Director Glustein brought up section 6.5 of the SSMU’s constitution which deals with the selection of board members. The section states that “the nomination of Directors in accordance with Section 6.4 shall be submitted for ratification by the Members of the Society by way of Referendum or approved by the General Assembly, the whole in accordance with sections 6.2 and 6.3 hereof.”
Glustein questioned the motives behind singling out specific members of the BoD: “For clarification, the Democratize SSMU movement, who I believe is here today, named me and two other directors because, quite frankly, we were Jewish.”
He was referring to the Democratize SSMU Facebook event which openly singled out Jewish members of the SSMU BoD, associating them with “layers of corruption” within the student government and pointing out their affiliation with Jewish organizations. They have since apologized for this statement.
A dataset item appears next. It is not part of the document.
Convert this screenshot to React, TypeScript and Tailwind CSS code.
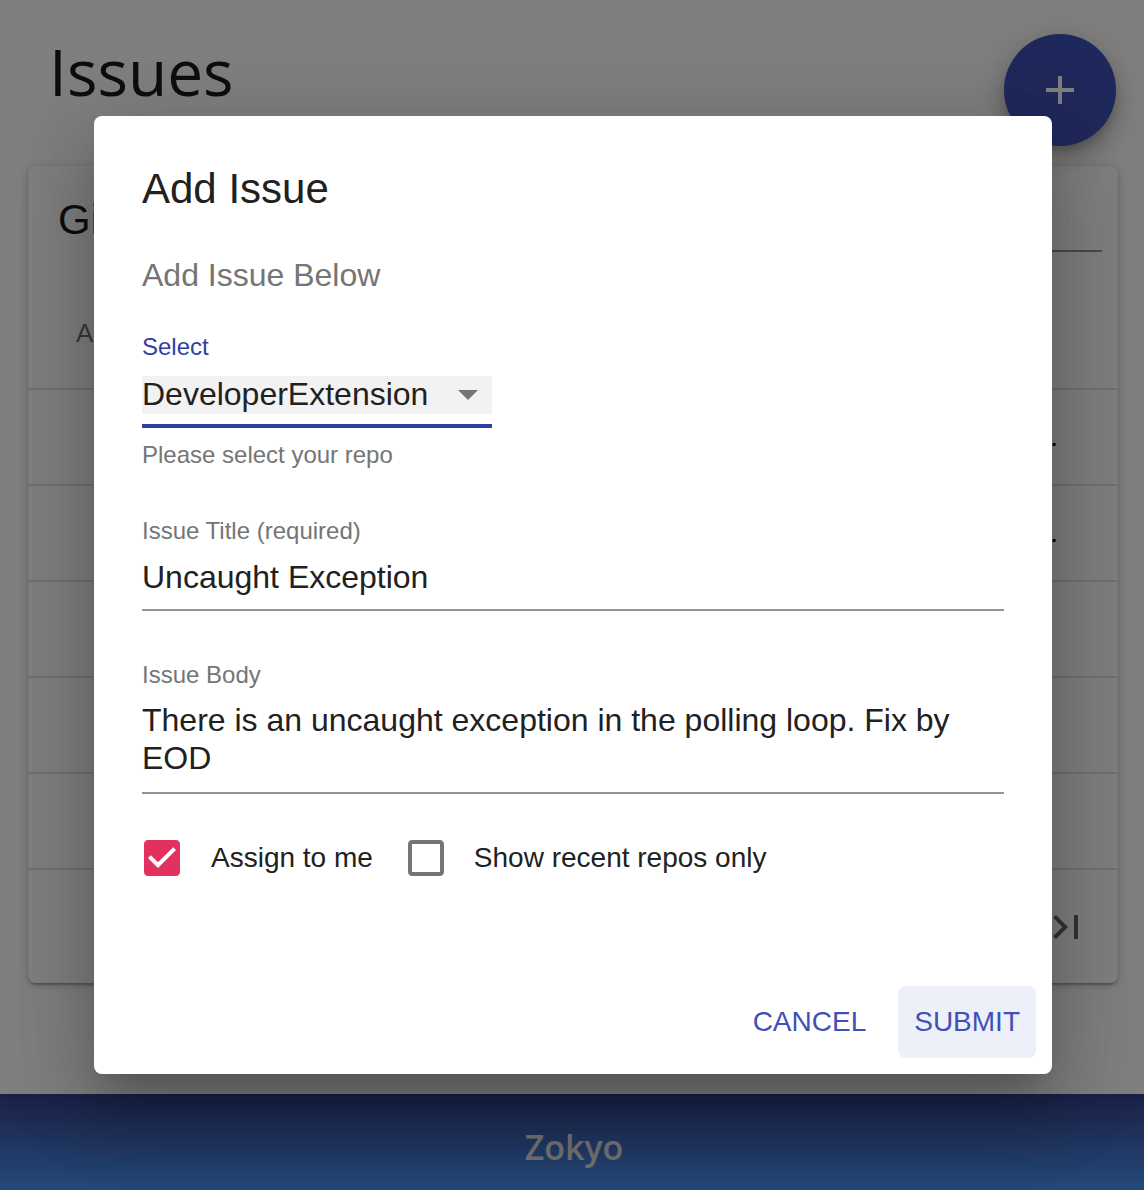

Despite concerns of discrimination, a motion to divide the question ended up passing, initiating debate and voting on each individual up for the BoD. The first four students up for election were passed with little opposition, yet when Arts Undergraduate Society (AUS) VP Finance Noah Lew’s appointment came up for vote, the room became visibly divided. Voting placards had to be counted twice, and Lew’s appointment failed with 73 in favor, and 105 opposed.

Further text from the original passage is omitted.